Location: Amsterdam, The Netherlands
Type: Graphic Design - Poster
Medium: Mixed Media: sketch, illustration, digital art
Description: Poster Design for Poster Heroes - 3 posters symbolizing the stages of awareness in the process of makign mistakes
Completion: August 2024
CONCEPT |
The Transformative Power of Making Mistakes is a graphic design investigation into imperfection as a condition for growth, creativity, and transformation. Developed through a trilogy of conceptual posters, the project challenges contemporary ideals of flawlessness and the social pressure to constantly perform certainty, control, and success. Through typography, layering, distortion, fragmentation, and visual disruption, the work reframes mistakes not as failure, but as necessary moments of experimentation, adaptation, and becoming.
Rather than concealing instability, the posters amplify it. Glitches, interruptions, blurred forms, misalignments, and unfinished gestures become part of the visual language itself — traces of vulnerability and evidence of process. Across the three works, the project unfolds as an emotional progression: from fear and anxiety, to acceptance, and finally toward resilience and transformation.
WORK 01 | Making Mistakes
The first work explores the psychological weight associated with making mistakes within a culture that demands perfection. Compressed compositions, fractured typography, visual noise, and unstable graphic systems reflect the tension between self-expression and fear of failure. The poster embodies a sense of interruption and internal pressure, where forms appear constrained, fragmented, or collapsing under expectation.
Typography becomes distorted and difficult to stabilize, mirroring the emotional discomfort of uncertainty and the social anxiety surrounding imperfection. Mistakes emerge here as visible ruptures within systems of order — moments traditionally hidden, corrected, or erased. The composition reflects the fragility of control and the fear of deviating from prescribed standards of success.
WORK 02 | Embracing Mistakes
The second work shifts toward acceptance and vulnerability. Rather than resisting disruption, the composition allows imperfection to become part of its structure. Torn edges, accidental marks, glitches, layering, and asymmetrical arrangements evolve into active design elements, transforming visual mistakes into spaces of expression and authenticity.

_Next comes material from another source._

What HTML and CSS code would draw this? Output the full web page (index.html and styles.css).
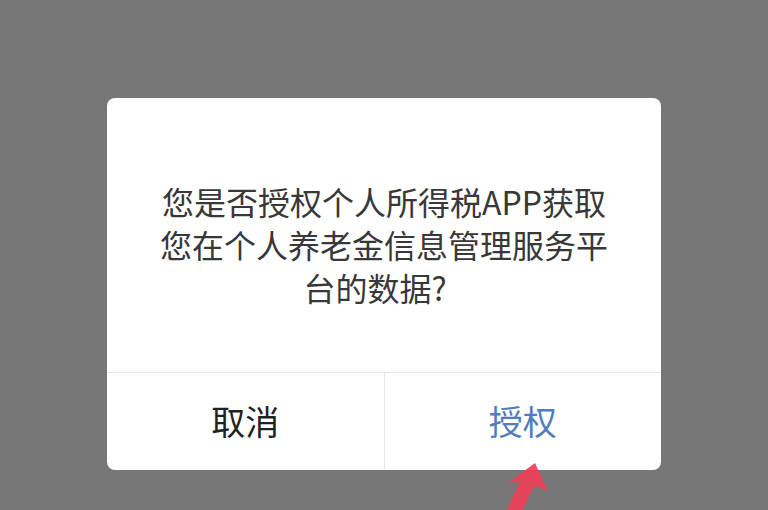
FILE: index.html
```html
<!DOCTYPE html>
<html lang="zh">
<head>
<meta charset="utf-8">
<link rel="stylesheet" href="styles.css">
</head>
<body>
<div class="screen">
  <div class="dialog">
    <div class="message">
      <p class="text">您是否授权个人所得税APP获取<br>您在个人养老金信息管理服务平<br><span class="tail">台的数据?</span></p>
    </div>
    <div class="actions">
      <div class="btn cancel">取消</div>
      <div class="btn confirm">授权</div>
    </div>
  </div>
  <svg class="arrow" width="60" height="60" viewBox="0 0 60 60">
    <polygon points="45,2 58,30 44,25 30,55 14,55 30,20 18,22" fill="#ec3f56" opacity="0.92"/>
  </svg>
</div>
</body>
</html>
```
FILE: styles.css
```css
html, body {
  margin: 0;
  padding: 0;
}
body {
  width: 768px;
  height: 510px;
  overflow: hidden;
  background: #777777;
  font-family: "Noto Sans CJK SC", "Noto Sans", sans-serif;
}
.screen {
  position: relative;
  width: 768px;
  height: 510px;
  display: flex;
  justify-content: center;
  padding-top: 98px;
  box-sizing: border-box;
}
.dialog {
  width: 554px;
  height: 372px;
  background: #ffffff;
  border-radius: 8px;
  display: flex;
  flex-direction: column;
  overflow: hidden;
}
.message {
  height: 275px;
  box-sizing: border-box;
  padding-top: 82px;
  border-bottom: 1px solid #e6e6e6;
  display: flex;
  flex-direction: column;
  align-items: center;
}
.text {
  margin: 0;
  font-size: 32px;
  line-height: 43px;
  color: #383838;
  white-space: nowrap;
  text-align: center;
}
.tail {
  padding-right: 18px;
}
.actions {
  flex: 1;
  display: flex;
}
.btn {
  flex: 1;
  display: flex;
  align-items: center;
  justify-content: center;
  font-size: 34px;
  padding-bottom: 2px;
}
.cancel {
  color: #222222;
  border-right: 1px solid #e6e6e6;
}
.confirm {
  color: #4f7dbd;
}
.arrow {
  position: absolute;
  left: 490px;
  top: 461px;
}
```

The poster embraces unpredictability as a creative methodology. Errors are no longer treated as failures to conceal, but as gestures that reveal process, experimentation, and human presence. Through this transition, the work proposes that imperfection carries emotional depth and creative potential — opening possibilities that rigid control could never produce.
WORK 03 | Learn From Mistakes
The final work focuses on resilience, adaptation, and transformation through failure. The visual language becomes more open, dynamic, and reconstructive, suggesting movement beyond fear and toward growth. Fragments reorganize into new relationships, interruptions become rhythm, and instability transforms into momentum.
Here, mistakes are understood as catalysts for learning and innovation. The glitch becomes texture. The disruption becomes direction. What once appeared as failure reveals itself as a necessary process of evolution and self-discovery. The poster reflects the idea that growth emerges precisely through uncertainty, experimentation, and the willingness to continue despite imperfection.
REFLECTION |
The Transformative Power of Making Mistakes positions graphic design as both emotional expression and critical reflection. Across the three works, the project investigates how fear of failure shapes human behavior, creativity, and identity, while simultaneously proposing imperfection as an essential condition of learning and transformation.
The trilogy invites viewers to reconsider mistakes not as flaws to erase, but as meaningful traces of becoming. Through visual disruption, fragmentation, and reconstruction, the project reveals that authenticity, resilience, and creative growth are often born precisely from moments of failure, uncertainty, and vulnerability.